The good news is that they all were sitting there with no one at their tent.

Wonder if they were unionized Mitt?

What does it say when you need to sit in a tent and peddle the virtue of your school?

We have often heard of the Florida miracle, as recounted by former Governor Jeb Bush.

Remember the Tezas miracle?

I know there was no Texas miracle.

This reader says there was no Florida miracle.

A reader watched Jeb Bush on television today. She reports:

I am watching Jeb Bush talk on msnbc…he says to give teachers the deal that if students learn more you get paid more. He says it is complicated but it is doable, particularly with new assessment tools that exist. He says you should get paid more if your students make better gains than the teacher who has like type kids next door, paid more if you work in a more difficult school, paid more if you are teaching science and math, and that differentiated pay was part of issue in Chicago. Joe asks why teachers resist it and Jeb says that is why it is called collective bargaining. The union most represents the teachers who have been in the system longer. LIFO is protected by the union to protect the teachers who pay more dues.

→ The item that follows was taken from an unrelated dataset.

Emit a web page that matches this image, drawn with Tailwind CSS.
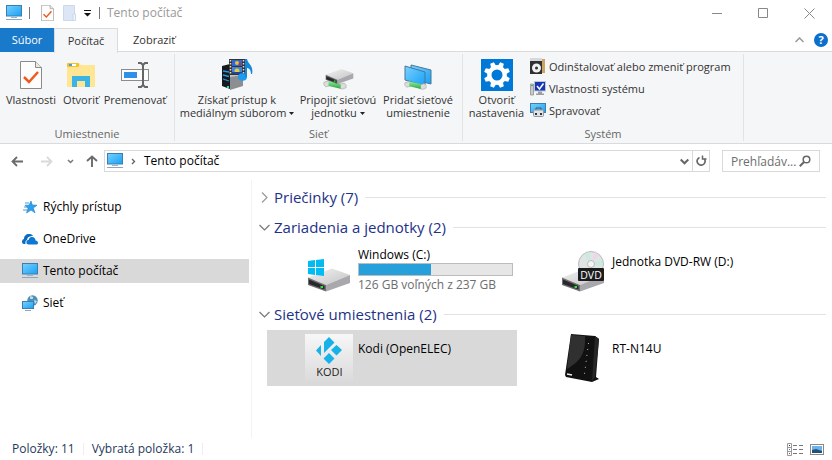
<!DOCTYPE html>
<html lang="sk">
  <head>
    <meta charset="UTF-8">
    <title>Tento počítač</title>
    <meta name="viewport" content="width=device-width, initial-scale=1.0">
    <script src="https://cdn.jsdelivr.net/npm/@tailwindcss/browser@4"></script>
  </head>
  <body class="min-h-screen flex flex-col bg-white text-black text-[12px] leading-4 font-['Open_Sans','Noto_Sans',sans-serif] overflow-x-hidden">
    <!-- shared icon shapes -->
    <svg class="absolute w-0 h-0">
      <defs>
        <linearGradient id="screen" x1="0" y1="0" x2="1" y2="1"><stop offset="0" stop-color="#78d2ff"/><stop offset="1" stop-color="#18a0f5"/></linearGradient>
        <linearGradient id="metal" x1="0" y1="0" x2="1" y2="1"><stop offset="0" stop-color="#f2f2f2"/><stop offset="1" stop-color="#c4c4c6"/></linearGradient>
        <linearGradient id="pipe" x1="0" y1="0" x2="0" y2="1"><stop offset="0" stop-color="#8df09a"/><stop offset="1" stop-color="#2fa648"/></linearGradient>
        <symbol id="monitor" viewBox="0 0 16 16">
          <rect x="0.5" y="0.5" width="15" height="10.5" fill="url(#screen)" stroke="#3c7fae"/>
          <rect x="5" y="12" width="6" height="1" fill="#9ab4c8"/>
          <rect x="0" y="14" width="16" height="1" fill="#8ea6bd"/>
        </symbol>
        <symbol id="checkpage" viewBox="0 0 22 28">
          <path d="M.5.5h15l6 6v21H.5z" fill="#fdfdfd" stroke="#8b8b8b"/>
          <path d="M15.500 .5v6h6" fill="#e8e8e8" stroke="#8b8b8b"/>
          <path d="M4 16l5 5 9-10" fill="none" stroke="#f0591c" stroke-width="2.500"/>
        </symbol>
        <symbol id="drive" viewBox="0 0 44 24">
          <path d="M1 9.500L25 .5l18 6.500-24 10z" fill="url(#metal)"/>
          <path d="M43 7v8L19 23.500V17z" fill="#a9a9ad"/>
          <path d="M1 9.500L19 17v6.500L1 17z" fill="#6f6f73"/>
          <path d="M2 11.500l15.500 6.500v3.500L2 16z" fill="#29292b"/>
          <rect x="13.500" y="18" width="2.500" height="2" fill="#35e23c"/>
        </symbol>
        <symbol id="netpipe" viewBox="0 0 26 11">
          <path d="M1 3l5-1.500 2 2-1 3.500-4 1-2-2zM19 5l4-1 2 2v3l-4 1.500-3-1z" fill="#dcdcdc" stroke="#a8a8a8" stroke-width=".7"/>
          <path d="M6 1.500l13 3v5.500L6 7z" fill="url(#pipe)"/>
        </symbol>
      </defs>
    </svg>

    <header class="h-7 flex items-center pl-1.5 pb-0.5">
      <svg class="w-4 h-4"><use href="#monitor"/></svg>
      <span class="w-px h-3 bg-[#777] ml-[7px]"></span>
      <button aria-label="Vlastnosti" class="ml-[11px]"><svg class="w-[13px] h-4"><use href="#checkpage"/></svg></button>
      <button aria-label="Nový priečinok" class="ml-[9px]">
        <svg class="w-[13px] h-4" viewBox="0 0 13 16"><path d="M.5.5h11v15H.5z" fill="#dce6f4" stroke="#cbd9ec"/><path d="M10 9h2.500v6.500H10z" fill="#eef4fb" stroke="#cbd9ec"/></svg>
      </button>
      <button aria-label="Prispôsobiť panel" class="ml-2">
        <svg class="w-[7px] h-[7px]" viewBox="0 0 7 7"><path d="M0 0h7v1H0zM0 3h7L3.500 6.500z" fill="#111"/></svg>
      </button>
      <span class="w-px h-3 bg-[#777] ml-2"></span>
      <h1 class="ml-[7px] text-[#999]">Tento počítač</h1>
      <div class="ml-auto flex items-center h-full">
        <button aria-label="Minimalizovať" class="w-[46px] flex justify-center"><svg class="w-[10px] h-[10px]" viewBox="0 0 10 10"><path d="M0 5.500h10" stroke="#888"/></svg></button>
        <button aria-label="Maximalizovať" class="w-[46px] flex justify-center"><svg class="w-[10px] h-[10px]" viewBox="0 0 10 10"><path d="M.5.5h9v9h-9z" fill="none" stroke="#888"/></svg></button>
        <button aria-label="Zavrieť" class="w-[46px] flex justify-center"><svg class="w-[11px] h-[11px]" viewBox="0 0 11 11"><path d="M.5.5l10 10M10.500 .5l-10 10" stroke="#888"/></svg></button>
      </div>
    </header>

    <nav class="h-6 flex text-[#333]">
      <button class="w-[54px] shrink-0 bg-[#1979ca] text-white text-[11px]">Súbor</button>
      <button class="w-16 shrink-0 -mb-px bg-[#f5f6f7] border border-b-0 border-[#dadbdc] relative text-[11px]">Počítač</button>
      <div class="flex-1 flex items-center border-b border-[#dadbdc]">
        <button class="px-[15px] text-[11px]">Zobraziť</button>
        <button aria-label="Zbaliť pás" class="ml-auto"><svg class="w-[9px] h-[6px]" viewBox="0 0 9 6"><path d="M.5 5l4-4 4 4" fill="none" stroke="#999" stroke-width="1.500"/></svg></button>
        <button aria-label="Pomocník" class="ml-2.5 mr-1 w-3.5 h-3.5 rounded-full bg-[#0b6fcd] text-white font-bold text-[11px] leading-[14px]">?</button>
      </div>
    </nav>

    <section class="h-[92px] flex bg-[#f5f6f7] border-b border-[#dadbdc] text-[#333] text-[11px] leading-[13px] py-0.5 whitespace-nowrap">
      <div class="w-[175px] flex flex-col border-r border-[#e2e3e4]">
        <div class="flex pl-0.5">
          <button class="w-[58px] h-[67px] shrink-0 pt-[5px] flex flex-col items-center gap-0.5">
            <svg class="w-8 h-8 p-0.5"><use href="#checkpage"/></svg>
            Vlastnosti
          </button>
          <button class="w-[42px] h-[67px] shrink-0 pt-[5px] flex flex-col items-center gap-0.5">
            <svg class="w-8 h-8" viewBox="0 0 32 32">
              <path d="M2 4h12l2 2h14v22H2z" fill="#ffe694"/>
              <rect x="2" y="4" width="12" height="4" rx="1" fill="#f5c22d"/><rect x="4" y="5" width="7" height="2" fill="#fff"/><rect x="4" y="5" width="3" height="2" fill="#4f9fd4"/>
              <path d="M7 28V17h18v11h-5v-6h-8v6z" fill="#3ab4e6"/>
            </svg>
            Otvoriť
          </button>
          <button class="w-[66px] h-[67px] shrink-0 pt-[5px] flex flex-col items-center gap-0.5">
            <svg class="w-8 h-8" viewBox="0 0 32 32">
              <rect x="2.500" y="10.500" width="27" height="11" fill="#fdfdfd" stroke="#8c8c8c"/>
              <rect x="5" y="13" width="13" height="6" fill="#2e90e8"/>
              <path d="M19 4h3l2 2 2-2h3M19 28h3l2-2 2 2h3M24 6v20" fill="none" stroke="#666" stroke-width="2"/>
            </svg>
            Premenovať
          </button>
        </div>
        <p class="mt-1.5 text-center text-[#666]">Umiestnenie</p>
      </div>
      <div class="w-72 flex flex-col border-r border-[#e2e3e4]">
        <div class="flex pl-0.5">
          <button class="w-[120px] h-[67px] shrink-0 pt-[5px] flex flex-col items-center gap-0.5">
            <svg class="w-8 h-8" viewBox="0 0 32 32">
              <path d="M1 7l8-2v25L1 27z" fill="#17191c"/>
              <path d="M9 6l13-2v23L9 31z" fill="#8d8e92"/><path d="M9 6l13-2v12L9 18z" fill="#c4c5c8"/>
              <path d="M2 12l6 1M2 16l6 1.500M2 20l6 2" stroke="#1f9be8" stroke-width="1.300"/>
              <rect x="6" y="27" width="2" height="2" fill="#2ce2b0"/>
              <rect x="8" y="0" width="16" height="16" fill="#333"/>
              <path d="M9.500 1v15M22.500 1v15" stroke="#ddd" stroke-width="1.500" stroke-dasharray="1.500 1.500"/>
              <rect x="11" y="1" width="10" height="6" fill="#3166d7"/><rect x="11" y="8" width="10" height="7" fill="#3e85e2"/>
              <circle cx="16" cy="4" r="2" fill="#f3c02d"/><circle cx="19" cy="5" r="1.500" fill="#a53e37"/><circle cx="16" cy="12" r="2.500" fill="#eacb3a"/><path d="M11 13h10v2H11z" fill="#224695"/>
              <ellipse cx="21.500" cy="18" rx="4.500" ry="3.700" fill="#1a9bef"/>
              <path d="M24 18V0h2c1 5 7 7 5 15h-1c0-4-2-6-4-6v9z" fill="#1489db"/>
            </svg>
            <span class="text-center">Získať prístup k<br>mediálnym súborom <svg class="inline w-[5px] h-[3px] mb-0.5" viewBox="0 0 5 3"><path d="M0 0h5L2.500 3z" fill="#222"/></svg></span>
          </button>
          <button class="w-[82px] h-[67px] shrink-0 pt-[5px] flex flex-col items-center gap-0.5">
            <svg class="w-8 h-8" viewBox="0 0 32 32">
              <use href="#netpipe" x="1" y="20" width="24" height="11"/>
              <use href="#drive" x="3" y="9" width="29" height="17"/>
            </svg>
            <span class="text-center">Pripojiť sieťovú<br>jednotku <svg class="inline w-[5px] h-[3px] mb-0.5" viewBox="0 0 5 3"><path d="M0 0h5L2.500 3z" fill="#222"/></svg></span>
          </button>
          <button class="w-[78px] h-[67px] shrink-0 pt-[5px] flex flex-col items-center gap-0.5">
            <svg class="w-8 h-8" viewBox="0 0 32 32">
              <path d="M9 6l20 5v14L9 20z" fill="url(#screen)" stroke="#47779b"/>
              <path d="M3 7l20 6v14L3 21z" fill="url(#screen)" stroke="#47779b"/>
              <use href="#netpipe" x="2" y="21" width="23" height="10"/>
            </svg>
            <span class="text-center">Pridať sieťové<br>umiestnenie</span>
          </button>
        </div>
        <p class="mt-1.5 text-center text-[#666]">Sieť</p>
      </div>
      <div class="w-[281px] flex flex-col border-r border-[#e2e3e4]">
        <div class="flex">
          <button class="w-[67px] h-[67px] shrink-0 pt-[5px] flex flex-col items-center gap-0.5">
            <svg class="w-8 h-8" viewBox="0 0 32 32">
              <rect width="32" height="32" fill="#0078d7"/>
              <circle cx="16" cy="16" r="7.700" fill="none" stroke="#fff" stroke-width="4.400"/>
              <g transform="rotate(22.500 16 16)">
                <path id="tooth" d="M13.200 8l.8-5h4l.8 5zM13.200 24l.8 5h4l.8-5z" fill="#fff"/>
                <use href="#tooth" transform="rotate(45 16 16)"/>
                <use href="#tooth" transform="rotate(90 16 16)"/>
                <use href="#tooth" transform="rotate(135 16 16)"/>
              </g>
            </svg>
            <span class="text-center">Otvoriť<br>nastavenia</span>
          </button>
          <div class="flex flex-col pt-px items-start">
            <button class="h-[22px] flex items-center gap-[3px]">
              <svg class="w-4 h-4" viewBox="0 0 16 16"><path d="M2 1h13v14H7z" fill="#4c8b43"/><path d="M11 1h4v14h-4z" fill="#c9a465"/><path d="M0 0h12v3H0z" fill="#d8d8d8"/><path d="M0 3h12v13H0z" fill="#303033"/><circle cx="6.500" cy="10" r="4.500" fill="#f1f1f1"/><circle cx="6.500" cy="10" r="1.500" fill="#303033"/></svg>
              Odinštalovať alebo zmeniť program
            </button>
            <button class="h-[22px] flex items-center gap-[3px]">
              <svg class="w-4 h-4" viewBox="0 0 16 16"><path d="M.5 4h3v11h-3z" fill="#c8cbce" stroke="#888" stroke-width=".7"/><rect x="1" y="5" width="2" height="1" fill="#3bba42"/><rect x="4.500" y="1.500" width="11" height="9.500" fill="#1636b8" stroke="#c4c6cb"/><path d="M7 6l2.500 3L13.500 3.500" fill="none" stroke="#fff" stroke-width="1.500"/><path d="M8 11.500h4v2h2v1.500H6v-1.500h2z" fill="#9c9ea2"/></svg>
              Vlastnosti systému
            </button>
            <button class="h-[22px] flex items-center gap-[3px]">
              <svg class="w-4 h-4" viewBox="0 0 16 16"><rect x=".5" y="1.500" width="15" height="9" fill="url(#screen)" stroke="#3c7fae"/><path d="M6 8V6h5v2" fill="none" stroke="#555"/><rect x="3.500" y="8" width="10" height="6.500" rx="1" fill="#dfe2e6" stroke="#9297a0"/><path d="M5 11h2v2H5zM10 11h2v2h-2z" fill="#333"/></svg>
              Spravovať
            </button>
          </div>
        </div>
        <p class="mt-1.5 text-center text-[#666]">Systém</p>
      </div>
    </section>

    <div class="h-9 flex items-center pl-[11px] pr-3 pb-0.5">
      <button aria-label="Späť"><svg class="w-3 h-[11px]" viewBox="0 0 12 11"><path d="M12 5.500H1.500M6 1L1.500 5.500 6 10" fill="none" stroke="#6b6b6b" stroke-width="1.800"/></svg></button>
      <button aria-label="Dopredu" class="ml-[18px]"><svg class="w-3 h-[11px]" viewBox="0 0 12 11"><path d="M0 5.500h10.500M6 1l4.500 4.500L6 10" fill="none" stroke="#dadada" stroke-width="1.800"/></svg></button>
      <button aria-label="Posledné umiestnenia" class="ml-[14px]"><svg class="w-[7px] h-[5px]" viewBox="0 0 7 5"><path d="M1 1l2.500 2.500L6 1" fill="none" stroke="#777" stroke-width="1.500"/></svg></button>
      <button aria-label="Nahor" class="ml-3"><svg class="w-3 h-3" viewBox="0 0 12 12"><path d="M6 12V1.500M1 6l5-4.500L11 6" fill="none" stroke="#6b6b6b" stroke-width="1.900"/></svg></button>
      <div class="ml-[6px] flex-1 h-[22px] flex items-center border border-[#d9d9d9] pl-0.5">
        <svg class="w-4 h-4"><use href="#monitor"/></svg>
        <svg class="ml-2 w-[5px] h-[7px]" viewBox="0 0 5 7"><path d="M1 1l2.500 2.500L1 6" fill="none" stroke="#666" stroke-width="1.400"/></svg>
        <a href="#" class="ml-2">Tento počítač</a>
        <button aria-label="História" class="ml-auto mr-[3px]"><svg class="w-[9px] h-[7px]" viewBox="0 0 9 7"><path d="M.7 1.500l3.800 3.800 3.800-3.800" fill="none" stroke="#666" stroke-width="2"/></svg></button>
        <button aria-label="Obnoviť" class="self-stretch w-[17px] flex items-center justify-center border-l border-[#d9d9d9]"><svg class="w-[11px] h-3" viewBox="0 0 11 12"><path d="M3.500 2.500A4 4 0 1 0 8.500 4" fill="none" stroke="#666" stroke-width="1.700"/><path d="M10.500 4H6.500V.5" fill="none" stroke="#666" stroke-width="1.500"/></svg></button>
      </div>
      <label class="ml-3 w-[98px] h-[22px] flex items-center border border-[#d9d9d9] pl-2 pr-2">
        <input type="text" aria-label="Prehľadávať" placeholder="Prehľadáv..." class="w-0 flex-1 h-5 outline-none placeholder:text-[#6d6d6d]">
        <svg class="w-3 h-3" viewBox="0 0 12 12"><circle cx="7.500" cy="4.500" r="3.300" fill="none" stroke="#666" stroke-width="1.500"/><path d="M5 7L.8 11.200" stroke="#666" stroke-width="2"/></svg>
      </label>
    </div>

    <main class="flex-1 flex">
      <aside class="w-[252px] shrink-0 border-r border-[#f3f3f3] pr-0.5 pt-[15px] flex flex-col gap-2">
        <a href="#" class="h-6 flex items-center gap-[5px] pl-[22px]">
          <svg class="w-4 h-4" viewBox="0 0 16 16"><path d="M9 2l1.300 4 4.700.2-3.700 2.800 1.700 4.800-4-2.700L4.500 14l1.500-4.800L3 6.200h4z" fill="#2aa0f0" stroke="#2183c8" stroke-width=".6"/><path d="M3 4h4M2 8h3M1 11h4" stroke="#4c9bd1"/></svg>
          Rýchly prístup
        </a>
        <a href="#" class="h-6 flex items-center gap-[5px] pl-[22px]">
          <svg class="w-4 h-4" viewBox="0 0 16 16"><path d="M0 11c0-2 1-3 2-3C2 5 4 3 7 3c2 0 3 .6 4 2-4-.5-6 2-6 4-1 .5-2 1.500-1.500 4H2c-1 0-2-1-2-2z" fill="#0b6cbd"/><path d="M5 13c-1.500-2 0-4 1.500-4C7 6.500 9 6 10 6c2 0 3.500 1.500 3.500 3.500C15 9.500 16 10.500 16 12c0 1-1 1.500-2 1.500H6.500z" fill="#0b78d4"/></svg>
          OneDrive
        </a>
        <a href="#" class="h-6 flex items-center gap-[5px] pl-[22px] bg-[#d9d9d9]">
          <svg class="w-4 h-4"><use href="#monitor"/></svg>
          Tento počítač
        </a>
        <a href="#" class="h-6 flex items-center gap-[5px] pl-[22px]">
          <svg class="w-4 h-4" viewBox="0 0 16 16"><circle cx="10.500" cy="5.500" r="5.200" fill="#4d90b8"/><path d="M8 1.500c2-1 4 1 3 2S8 4 8 3zM12 5l3 1-2 3z" fill="#bfe3e9"/><rect x=".5" y="6.500" width="11" height="7" fill="url(#screen)" stroke="#3c7fae"/><path d="M3 15.500h6" stroke="#8ea6bd"/></svg>
          Sieť
        </a>
      </aside>

      <section class="flex-1 pl-[7px] pr-1.5 pt-[5px]">
        <button class="w-full h-6 flex items-center text-[15px] leading-6 text-[#1e3287]">
          <svg class="w-[11px] h-[11px]" viewBox="0 0 11 11"><path d="M3 .5l5 5-5 5" fill="none" stroke="#999" stroke-width="1.200"/></svg>
          <span class="ml-1">Priečinky (7)</span>
          <span class="ml-[7px] flex-1 h-px bg-[#e2e2e2]"></span>
        </button>
        <button class="mt-1.5 w-full h-6 flex items-center text-[15px] leading-6 text-[#1e3287]">
          <svg class="w-[11px] h-[11px]" viewBox="0 0 11 11"><path d="M.5 3l5 5 5-5" fill="none" stroke="#777" stroke-width="1.200"/></svg>
          <span class="ml-1">Zariadenia a jednotky (2)</span>
          <span class="ml-[7px] flex-1 h-px bg-[#e2e2e2]"></span>
        </button>
        <div class="mt-1 pl-2 grid grid-cols-[repeat(auto-fill,250px)] gap-x-1">
          <div class="h-14 flex pl-[38px] gap-[5px] pt-1">
            <svg class="w-12 h-12" viewBox="0 0 48 48">
              <use href="#drive" x="2" y="21" width="44" height="24"/>
              <path d="M3 14l7-1v7H3zM11 13l8-1v8h-8zM3 21h7v7l-7-1zM11 21h8v8l-8-1z" fill="#00bcf2"/>
            </svg>
            <div>
              <p>Windows (C:)</p>
              <div class="w-[155px] h-[13px] bg-[#e6e6e6] border border-[#bcbcbc]"><div class="h-full bg-[#26a0da]" style="width:47%"></div></div>
              <p class="mt-px text-[#6d6d6d]">126 GB voľných z 237 GB</p>
            </div>
          </div>
          <div class="h-14 flex pl-[38px] gap-[5px] pt-1">
            <svg class="w-12 h-12" viewBox="0 0 48 48">
              <use href="#drive" x="2" y="21" width="44" height="24"/>
              <circle cx="32" cy="17" r="12.500" fill="#dfe4e4" stroke="#bbb"/><path d="M32 17L25 7l5-2zM32 17l11-4v6z" fill="#c8ebe0"/><path d="M32 17L36 5l4 3z" fill="#eed5e9"/><circle cx="32" cy="17" r="3.500" fill="#f5f5f5" stroke="#bbb"/>
              <rect x="19" y="21" width="26" height="13" rx="1" fill="#1c1c1e"/>
              <text x="32" y="31.500" text-anchor="middle" font-size="10.500" fill="#fff">DVD</text>
            </svg>
            <p class="pt-[7px]">Jednotka DVD-RW (D:)</p>
          </div>
        </div>
        <button class="mt-[3px] w-full h-6 flex items-center text-[15px] leading-6 text-[#1e3287]">
          <svg class="w-[11px] h-[11px]" viewBox="0 0 11 11"><path d="M.5 3l5 5 5-5" fill="none" stroke="#777" stroke-width="1.200"/></svg>
          <span class="ml-1">Sieťové umiestnenia (2)</span>
          <span class="ml-[7px] flex-1 h-px bg-[#e2e2e2]"></span>
        </button>
        <div class="mt-1 pl-2 grid grid-cols-[repeat(auto-fill,250px)] gap-x-1">
          <div class="h-14 flex pl-[38px] gap-[5px] pt-1 bg-[#d9d9d9]">
            <svg class="w-12 h-12" viewBox="0 0 48 48">
              <defs><linearGradient id="kodi" x1="0" y1="0" x2="0" y2="1"><stop offset="0" stop-color="#f7f7f7"/><stop offset="1" stop-color="#dadada"/></linearGradient></defs>
              <rect width="48" height="48" fill="url(#kodi)"/>
              <path d="M24 3l5.500 5.500L19 19V8zM31.500 11l5.500 5-5.500 5.500-5.500-5.500zM24 19l5.500 5.500L24 30l-5.500-5.500zM16 11v11l-5-5.500z" fill="#17b2e7"/>
              <text x="24.500" y="42" text-anchor="middle" font-size="11" fill="#222">KODI</text>
            </svg>
            <p class="pt-[7px]">Kodi (OpenELEC)</p>
          </div>
          <div class="h-14 flex pl-[38px] gap-[5px] pt-1">
            <svg class="w-12 h-12" viewBox="0 0 48 48">
              <path d="M12 0l24 2 4 3-3 38 3 2-7 3L7 43 6 41z" fill="#111"/>
              <path d="M12 1l14 1C27 22 19 28 8 35z" fill="#303030"/>
              <path d="M36 2l4 3-4 38-3 4z" fill="#262626"/>
              <path d="M29.500 9l-4 31" stroke="#bbb" stroke-dasharray="1 5"/>
              <path d="M8 40l5 1" stroke="#eee" stroke-width="1.500"/>
            </svg>
            <p class="pt-[7px]">RT-N14U</p>
          </div>
        </div>
      </section>
    </main>

    <footer class="h-[22px] flex items-center pl-3 pr-2 text-[#1e395b]">
      <span>Položky: 11</span>
      <span class="w-px h-3 bg-[#eee] mx-2"></span>
      <span>Vybratá položka: 1</span>
      <span class="w-px h-3 bg-[#eee] ml-2"></span>
      <button aria-label="Podrobnosti" class="ml-auto"><svg class="w-4 h-[13px]" viewBox="0 0 16 13"><path d="M.5.5h4v12h-4zM.5 4.500h4M.5 8.500h4" fill="none" stroke="#999"/><path d="M6 2.500h4m2 0h4M6 6.500h4m2 0h4M6 10.500h4m2 0h4" stroke="#777"/><path d="M2 2h1v1H2z" fill="#333"/><path d="M2 6h1v1H2z" fill="#2a8de0"/><path d="M2 10h1v1H2z" fill="#d22"/></svg></button>
      <button aria-label="Veľké ikony" class="ml-[7px]"><svg class="w-3.5 h-[11px]" viewBox="0 0 14 11"><rect x=".5" y=".5" width="13" height="10" fill="#fff" stroke="#888"/><path d="M2 2h10v7H2z" fill="#69b3ee"/><path d="M2 6l4-1 6 2v2H2z" fill="#274f70"/></svg></button>
    </footer>
  </body>
</html>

He ends by saying that middle class families think they are doing ok because they are benchmarking themselves to the inner city. They are not (doing ok). He says we need to benchmark ourselves to the best of the world. This should be something that is a national purpose. The relatively exciting thing, he says, though he isn’t naive about this…”This is a place where there is not as much partisan fighting either. This is almost Switzerland.”

So the Republicans have co-opted the “caring for the poor inner city child and the power of knowledge” message, and the Democrats are letting the privatizers take over a bastion of our democracy. And my own children are sick of being tested instead of learning. Maybe we could just MOVE to Switzerland…or Finland.